The thing is, pints can make you forget you’re mortal. You see that perfect domeage and it reminds you that, whatever happens, you can gather with people and that a perfect monochromatic pint will reappear, and so will spring. Pints remind you that you are in a world of perpetual renewal, and if you hitch your destiny to the ritual of a few pints with the lads, you too, can live forever. Pints are their own currency, as emotional as the dollar, as stubborn as the pound, as up-on-its-dignity as the stag on the punt.

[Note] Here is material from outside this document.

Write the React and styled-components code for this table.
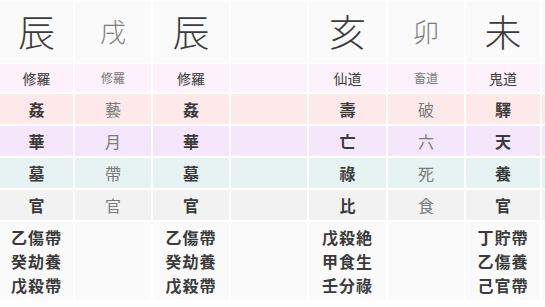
import React from "react";
import styled, { createGlobalStyle } from "styled-components";

const Global = createGlobalStyle`
  html, body { margin: 0; padding: 0; background: #ffffff; overflow: hidden; }
  body { font-family: "Noto Sans CJK JP", "Noto Sans CJK SC", sans-serif; }
`;

const ROW_BG = {
  head: "#fafafa",
  sub: "#fdf1fb",
  r1: "#fde8ea",
  r2: "#f5e6fc",
  r3: "#e6f3f2",
  r4: "#f2f2f2",
  foot: "#fafafa",
};

const Page = styled.div`
  width: 545px;
  height: 307px;
  overflow: hidden;
`;

const Grid = styled.div`
  display: grid;
  grid-template-columns: 73px 76px 76px 76px 77px 76px 74px 76px;
  grid-template-rows: 60px 28px 30px 30px 30px 30px 78px;
  gap: 2px;
  padding-top: 2px;
  width: max-content;
`;

const Cell = styled.div`
  background: ${(p) => ROW_BG[p.$row]};
  display: flex;
  align-items: center;
  justify-content: center;
  color: ${(p) => (p.$dim ? "#7a7a7a" : "#3a3a3a")};
  line-height: 1;
`;

const Branch = styled(Cell)`
  font-weight: 300;
  font-size: ${(p) => (p.$dim ? "26px" : "37px")};
  padding-bottom: 2px;
`;

const Realm = styled(Cell)`
  font-size: ${(p) => (p.$dim ? "12px" : "14px")};
`;

const Star = styled(Cell)`
  font-size: 16px;
  font-weight: ${(p) => (p.$dim ? 400 : 700)};
`;

const Stems = styled(Cell)`
  flex-direction: column;
  justify-content: flex-start;
  padding-top: 3px;
  font-size: 16px;
  font-weight: 700;
  line-height: 24px;
  letter-spacing: 1px;
`;

const cols = [
  { kind: "main", head: "辰", realm: "修羅", stars: ["姦", "華", "墓", "官"], stems: ["乙傷帶", "癸劫養", "戊殺帶"] },
  { kind: "dim", head: "戌", realm: "修羅", stars: ["藝", "月", "帶", "官"], stems: [] },
  { kind: "main", head: "辰", realm: "修羅", stars: ["姦", "華", "墓", "官"], stems: ["乙傷帶", "癸劫養", "戊殺帶"] },
  { kind: "empty", head: "", realm: "", stars: ["", "", "", ""], stems: [] },
  { kind: "main", head: "亥", realm: "仙道", stars: ["壽", "亡", "祿", "比"], stems: ["戊殺絶", "甲食生", "壬分祿"] },
  { kind: "dim", head: "卯", realm: "畜道", stars: ["破", "六", "死", "食"], stems: [] },
  { kind: "main", head: "未", realm: "鬼道", stars: ["驛", "天", "養", "官"], stems: ["丁貯帶", "乙傷養", "己官帶"] },
  { kind: "empty", head: "", realm: "", stars: ["", "", "", ""], stems: [] },
];

const starRows = ["r1", "r2", "r3", "r4"];

export default function App() {
  return (
    <Page>
      <Global />
      <Grid>
        {cols.map((c, i) => (
          <Branch key={`h${i}`} $row="head" $dim={c.kind === "dim"}>
            {c.head}
          </Branch>
        ))}
        {cols.map((c, i) => (
          <Realm key={`s${i}`} $row="sub" $dim={c.kind === "dim"}>
            {c.realm}
          </Realm>
        ))}
        {starRows.map((row, j) =>
          cols.map((c, i) => (
            <Star key={`r${j}-${i}`} $row={row} $dim={c.kind === "dim"}>
              {c.stars[j]}
            </Star>
          ))
        )}
        {cols.map((c, i) => (
          <Stems key={`f${i}`} $row="foot">
            {c.stems.map((t) => (
              <div key={t}>{t}</div>
            ))}
          </Stems>
        ))}
      </Grid>
    </Page>
  );
}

Governments, publicans, and punters have been at this dance for generations, toeing the line between order and utter chaos. There’ve been Guinness boycotts, legal battles up to the High Court, government-enforced price freezes, and protests outside pubs. Every price bump, just like this one, gets labelled the proverbial final nail for pints, yet there’s a peculiarly Irish acceptance that settles over us every time we dance this particular tango. A resignation. A distinctly recognisable shrug of the shoulders that says, “Sure, what can you do?”
Despite the pinch on the purse, the allure of the pub is largely undiminished. It’s not just about the drink; it’s about the joie de vivre, the intangible magic of spontaneous encounters and shared laughter that bubbles forth from every corner. We all have strange rules about what we will and won’t splash out on. Blame the way we were brought up – and our fear of death. Many concepts of value are locked down in childhood, so it’s safe to say we will always spend whatever portion of our wages a pint makes up now.
For Diageo, the rationale might be clear – rising energy costs, transportation woes, and the spectre of war-induced grain shortages. Yet, it’s about more than the bottom line for the patrons who gather at the taps. It’s about identity, family, friendship, preserving a tradition, nurturing a sense of community, and raising a glass to that fickle but indomitable Irish spirit.
Only in Ireland could such a phenomenon unfold in a land where the economy is measured not just in euros and cents but in the laughter that echoes through the snug over a shared pint.